**Objective:** Copy each line with the word "components" in it.

Entries with page source code:
++++++

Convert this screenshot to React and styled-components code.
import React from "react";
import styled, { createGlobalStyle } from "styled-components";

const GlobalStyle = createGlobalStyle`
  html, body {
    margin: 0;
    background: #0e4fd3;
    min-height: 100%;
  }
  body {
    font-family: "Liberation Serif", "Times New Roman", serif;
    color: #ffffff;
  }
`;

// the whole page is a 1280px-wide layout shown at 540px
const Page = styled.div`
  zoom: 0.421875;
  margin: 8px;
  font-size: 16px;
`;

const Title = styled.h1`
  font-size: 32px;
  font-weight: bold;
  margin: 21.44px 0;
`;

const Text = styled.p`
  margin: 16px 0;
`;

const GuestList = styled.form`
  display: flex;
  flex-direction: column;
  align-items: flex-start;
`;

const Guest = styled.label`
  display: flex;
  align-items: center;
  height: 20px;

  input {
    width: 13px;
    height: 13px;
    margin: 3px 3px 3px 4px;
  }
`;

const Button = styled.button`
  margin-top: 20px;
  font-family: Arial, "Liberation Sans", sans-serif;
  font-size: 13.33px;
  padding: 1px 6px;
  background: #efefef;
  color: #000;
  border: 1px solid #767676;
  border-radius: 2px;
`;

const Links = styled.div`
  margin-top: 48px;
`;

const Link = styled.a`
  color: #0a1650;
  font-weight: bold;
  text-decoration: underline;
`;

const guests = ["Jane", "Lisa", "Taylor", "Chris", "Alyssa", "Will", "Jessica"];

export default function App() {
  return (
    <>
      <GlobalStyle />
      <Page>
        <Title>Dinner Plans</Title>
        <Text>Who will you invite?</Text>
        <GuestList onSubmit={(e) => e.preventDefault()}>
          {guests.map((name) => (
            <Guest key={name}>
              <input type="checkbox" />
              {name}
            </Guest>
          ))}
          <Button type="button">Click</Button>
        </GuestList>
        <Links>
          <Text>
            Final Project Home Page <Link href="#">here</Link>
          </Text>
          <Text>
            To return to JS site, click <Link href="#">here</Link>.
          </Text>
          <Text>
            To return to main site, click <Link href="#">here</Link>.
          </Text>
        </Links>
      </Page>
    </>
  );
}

++++++

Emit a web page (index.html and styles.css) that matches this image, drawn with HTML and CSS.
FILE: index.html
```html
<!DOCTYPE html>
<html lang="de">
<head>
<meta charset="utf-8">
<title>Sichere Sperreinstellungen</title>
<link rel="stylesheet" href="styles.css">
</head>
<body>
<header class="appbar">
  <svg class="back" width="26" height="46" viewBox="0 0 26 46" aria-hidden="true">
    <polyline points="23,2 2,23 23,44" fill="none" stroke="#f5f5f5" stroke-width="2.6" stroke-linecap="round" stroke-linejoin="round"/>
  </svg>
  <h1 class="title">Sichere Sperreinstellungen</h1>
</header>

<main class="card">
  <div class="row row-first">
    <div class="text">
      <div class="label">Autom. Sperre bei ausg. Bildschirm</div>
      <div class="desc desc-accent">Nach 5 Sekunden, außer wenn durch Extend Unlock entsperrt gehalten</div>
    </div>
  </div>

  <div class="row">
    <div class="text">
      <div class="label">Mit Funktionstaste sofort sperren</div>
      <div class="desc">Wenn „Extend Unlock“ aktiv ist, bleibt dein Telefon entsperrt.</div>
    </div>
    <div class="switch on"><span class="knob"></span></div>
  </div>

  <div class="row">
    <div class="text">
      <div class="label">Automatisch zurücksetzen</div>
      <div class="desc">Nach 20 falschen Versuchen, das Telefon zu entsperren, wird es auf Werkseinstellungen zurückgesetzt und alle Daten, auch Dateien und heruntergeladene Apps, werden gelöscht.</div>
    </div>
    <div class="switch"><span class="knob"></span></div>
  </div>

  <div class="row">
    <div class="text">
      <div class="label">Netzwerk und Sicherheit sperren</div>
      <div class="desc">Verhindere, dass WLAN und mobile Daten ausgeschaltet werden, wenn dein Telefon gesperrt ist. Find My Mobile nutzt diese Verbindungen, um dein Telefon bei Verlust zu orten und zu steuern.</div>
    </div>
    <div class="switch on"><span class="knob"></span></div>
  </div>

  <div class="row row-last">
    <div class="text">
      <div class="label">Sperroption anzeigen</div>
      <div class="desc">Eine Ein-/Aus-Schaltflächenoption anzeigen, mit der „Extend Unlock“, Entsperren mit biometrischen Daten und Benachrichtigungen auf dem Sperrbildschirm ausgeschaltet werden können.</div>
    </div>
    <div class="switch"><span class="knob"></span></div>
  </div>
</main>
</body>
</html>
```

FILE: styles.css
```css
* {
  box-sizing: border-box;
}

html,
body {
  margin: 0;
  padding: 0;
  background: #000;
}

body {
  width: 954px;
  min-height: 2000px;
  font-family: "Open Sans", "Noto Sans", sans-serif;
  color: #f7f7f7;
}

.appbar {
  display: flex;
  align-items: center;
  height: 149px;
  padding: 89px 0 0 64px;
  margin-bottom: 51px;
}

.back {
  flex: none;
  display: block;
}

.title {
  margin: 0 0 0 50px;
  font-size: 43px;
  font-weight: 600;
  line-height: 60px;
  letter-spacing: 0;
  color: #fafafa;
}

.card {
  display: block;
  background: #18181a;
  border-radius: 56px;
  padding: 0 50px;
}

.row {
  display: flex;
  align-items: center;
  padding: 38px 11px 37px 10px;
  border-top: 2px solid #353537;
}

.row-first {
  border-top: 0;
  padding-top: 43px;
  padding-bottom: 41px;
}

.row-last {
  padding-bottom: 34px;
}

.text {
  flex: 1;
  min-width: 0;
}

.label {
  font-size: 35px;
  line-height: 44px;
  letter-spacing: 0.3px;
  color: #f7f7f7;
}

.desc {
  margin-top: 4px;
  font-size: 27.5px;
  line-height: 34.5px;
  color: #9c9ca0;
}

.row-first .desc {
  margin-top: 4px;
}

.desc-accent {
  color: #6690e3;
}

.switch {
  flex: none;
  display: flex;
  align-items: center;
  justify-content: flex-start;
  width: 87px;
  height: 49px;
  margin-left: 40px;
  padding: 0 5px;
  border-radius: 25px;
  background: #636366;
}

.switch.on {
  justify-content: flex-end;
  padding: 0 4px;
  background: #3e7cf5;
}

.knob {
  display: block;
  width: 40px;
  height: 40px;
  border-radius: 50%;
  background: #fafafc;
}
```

++++++

**Task result:**
Convert this screenshot to React and styled-components code.
import styled, { createGlobalStyle } from "styled-components";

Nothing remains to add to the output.